What you need to do: Identify every line in the records below that contains the word "Write", and copy each of those lines.

Records supplied:
━━━━━━━━━━━━━━━━━━━━━━━━━━━━━━
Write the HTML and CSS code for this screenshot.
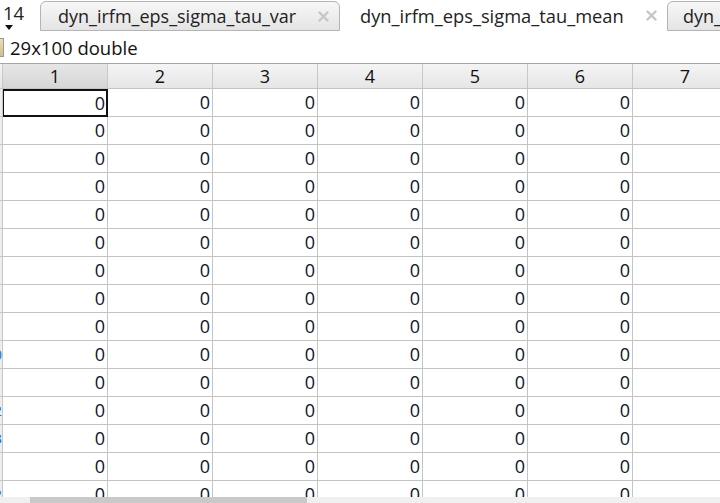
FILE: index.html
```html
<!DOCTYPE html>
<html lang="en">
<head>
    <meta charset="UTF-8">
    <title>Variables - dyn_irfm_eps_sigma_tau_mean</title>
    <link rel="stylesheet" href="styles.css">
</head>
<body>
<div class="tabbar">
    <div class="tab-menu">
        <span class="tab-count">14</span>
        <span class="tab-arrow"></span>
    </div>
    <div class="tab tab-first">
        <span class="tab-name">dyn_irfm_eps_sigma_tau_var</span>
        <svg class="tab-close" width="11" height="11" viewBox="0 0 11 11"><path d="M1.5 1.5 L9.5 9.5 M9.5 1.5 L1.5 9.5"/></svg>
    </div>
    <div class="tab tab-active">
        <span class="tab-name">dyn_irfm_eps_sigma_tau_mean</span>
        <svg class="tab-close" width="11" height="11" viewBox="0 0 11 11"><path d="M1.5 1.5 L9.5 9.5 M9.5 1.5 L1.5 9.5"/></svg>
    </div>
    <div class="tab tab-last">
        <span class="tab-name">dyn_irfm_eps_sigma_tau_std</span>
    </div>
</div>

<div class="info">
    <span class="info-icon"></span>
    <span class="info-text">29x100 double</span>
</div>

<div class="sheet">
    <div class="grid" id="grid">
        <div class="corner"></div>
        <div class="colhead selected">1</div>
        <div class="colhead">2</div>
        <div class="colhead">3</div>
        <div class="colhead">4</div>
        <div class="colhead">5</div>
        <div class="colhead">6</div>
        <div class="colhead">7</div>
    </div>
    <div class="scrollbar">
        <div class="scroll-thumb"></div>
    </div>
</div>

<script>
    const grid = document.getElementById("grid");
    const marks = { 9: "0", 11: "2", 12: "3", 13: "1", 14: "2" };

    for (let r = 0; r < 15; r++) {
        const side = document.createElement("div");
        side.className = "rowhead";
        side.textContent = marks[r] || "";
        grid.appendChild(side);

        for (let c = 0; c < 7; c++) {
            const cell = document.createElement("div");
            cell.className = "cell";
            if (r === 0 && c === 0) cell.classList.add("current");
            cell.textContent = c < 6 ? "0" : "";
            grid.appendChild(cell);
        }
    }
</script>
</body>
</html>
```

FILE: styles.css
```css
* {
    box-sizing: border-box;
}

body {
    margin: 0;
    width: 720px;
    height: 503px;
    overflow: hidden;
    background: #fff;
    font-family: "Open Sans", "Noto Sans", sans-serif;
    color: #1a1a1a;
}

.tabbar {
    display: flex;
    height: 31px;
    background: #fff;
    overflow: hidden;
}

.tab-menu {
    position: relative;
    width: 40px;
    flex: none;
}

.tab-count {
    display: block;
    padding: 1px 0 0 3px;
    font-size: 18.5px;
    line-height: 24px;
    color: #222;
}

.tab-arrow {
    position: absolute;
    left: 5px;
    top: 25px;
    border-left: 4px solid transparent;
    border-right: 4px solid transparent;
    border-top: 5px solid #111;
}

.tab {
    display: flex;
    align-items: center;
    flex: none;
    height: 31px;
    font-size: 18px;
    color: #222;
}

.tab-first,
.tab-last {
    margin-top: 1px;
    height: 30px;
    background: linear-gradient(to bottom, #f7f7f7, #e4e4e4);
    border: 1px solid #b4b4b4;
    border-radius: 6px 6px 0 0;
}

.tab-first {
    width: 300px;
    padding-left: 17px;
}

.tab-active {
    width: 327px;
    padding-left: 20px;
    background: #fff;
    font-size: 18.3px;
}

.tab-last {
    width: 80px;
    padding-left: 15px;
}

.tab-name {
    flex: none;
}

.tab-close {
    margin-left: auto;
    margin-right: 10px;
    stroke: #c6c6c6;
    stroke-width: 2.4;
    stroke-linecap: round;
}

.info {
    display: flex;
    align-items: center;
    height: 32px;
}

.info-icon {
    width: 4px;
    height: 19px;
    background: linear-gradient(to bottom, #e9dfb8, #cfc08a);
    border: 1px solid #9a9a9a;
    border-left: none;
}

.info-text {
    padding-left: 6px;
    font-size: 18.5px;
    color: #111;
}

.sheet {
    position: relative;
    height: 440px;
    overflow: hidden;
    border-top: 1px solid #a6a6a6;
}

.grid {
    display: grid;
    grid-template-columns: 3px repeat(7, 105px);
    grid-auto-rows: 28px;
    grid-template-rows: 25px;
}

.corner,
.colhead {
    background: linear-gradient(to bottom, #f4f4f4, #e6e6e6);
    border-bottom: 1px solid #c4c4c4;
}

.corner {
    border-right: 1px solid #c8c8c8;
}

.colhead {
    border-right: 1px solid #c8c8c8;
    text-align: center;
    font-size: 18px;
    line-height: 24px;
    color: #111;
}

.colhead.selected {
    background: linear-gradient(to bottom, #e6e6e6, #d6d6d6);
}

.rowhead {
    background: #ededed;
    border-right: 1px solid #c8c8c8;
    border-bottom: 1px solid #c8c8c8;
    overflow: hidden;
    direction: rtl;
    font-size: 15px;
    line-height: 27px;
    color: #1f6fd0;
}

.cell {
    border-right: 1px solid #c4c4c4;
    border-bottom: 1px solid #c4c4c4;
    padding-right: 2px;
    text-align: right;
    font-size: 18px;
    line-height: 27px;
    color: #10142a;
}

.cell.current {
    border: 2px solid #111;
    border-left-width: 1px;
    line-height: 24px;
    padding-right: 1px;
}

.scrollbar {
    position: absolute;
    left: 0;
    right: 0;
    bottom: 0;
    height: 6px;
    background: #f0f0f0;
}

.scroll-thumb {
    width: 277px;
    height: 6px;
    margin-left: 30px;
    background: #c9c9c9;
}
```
━━━━━━━━━━━━━━━━━━━━━━━━━━━━━━
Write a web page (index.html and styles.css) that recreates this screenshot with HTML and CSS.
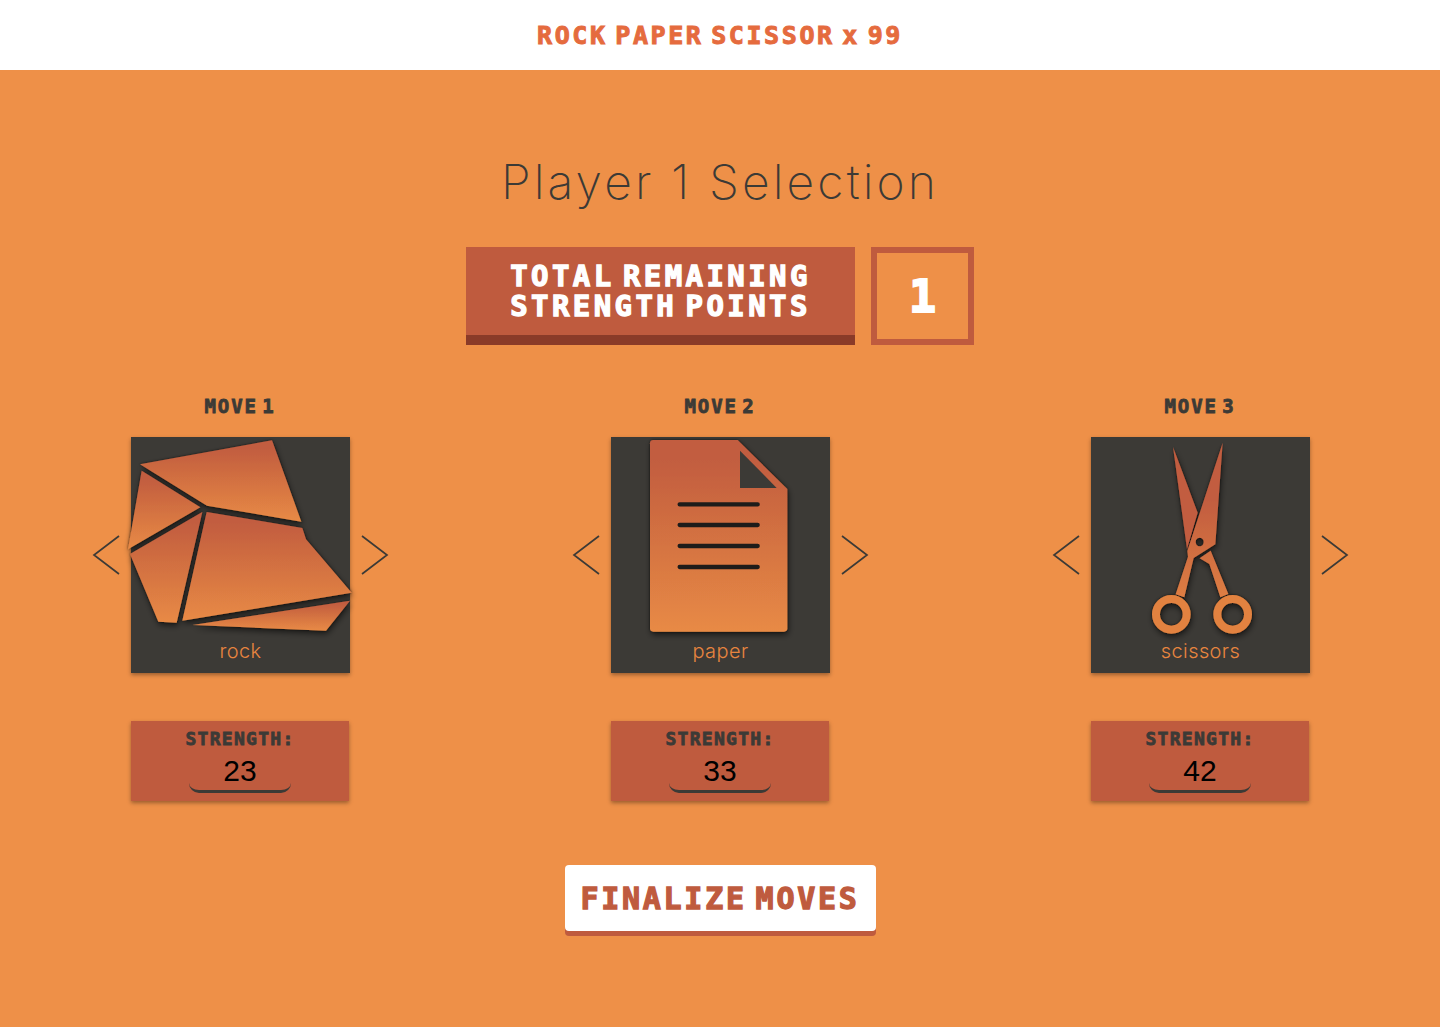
━━━━━━━━━━━━━━━━━━━━━━━━━━━━━━
Result of this task:
Write the HTML and CSS code for this screenshot.
Write a web page (index.html and styles.css) that recreates this screenshot with HTML and CSS.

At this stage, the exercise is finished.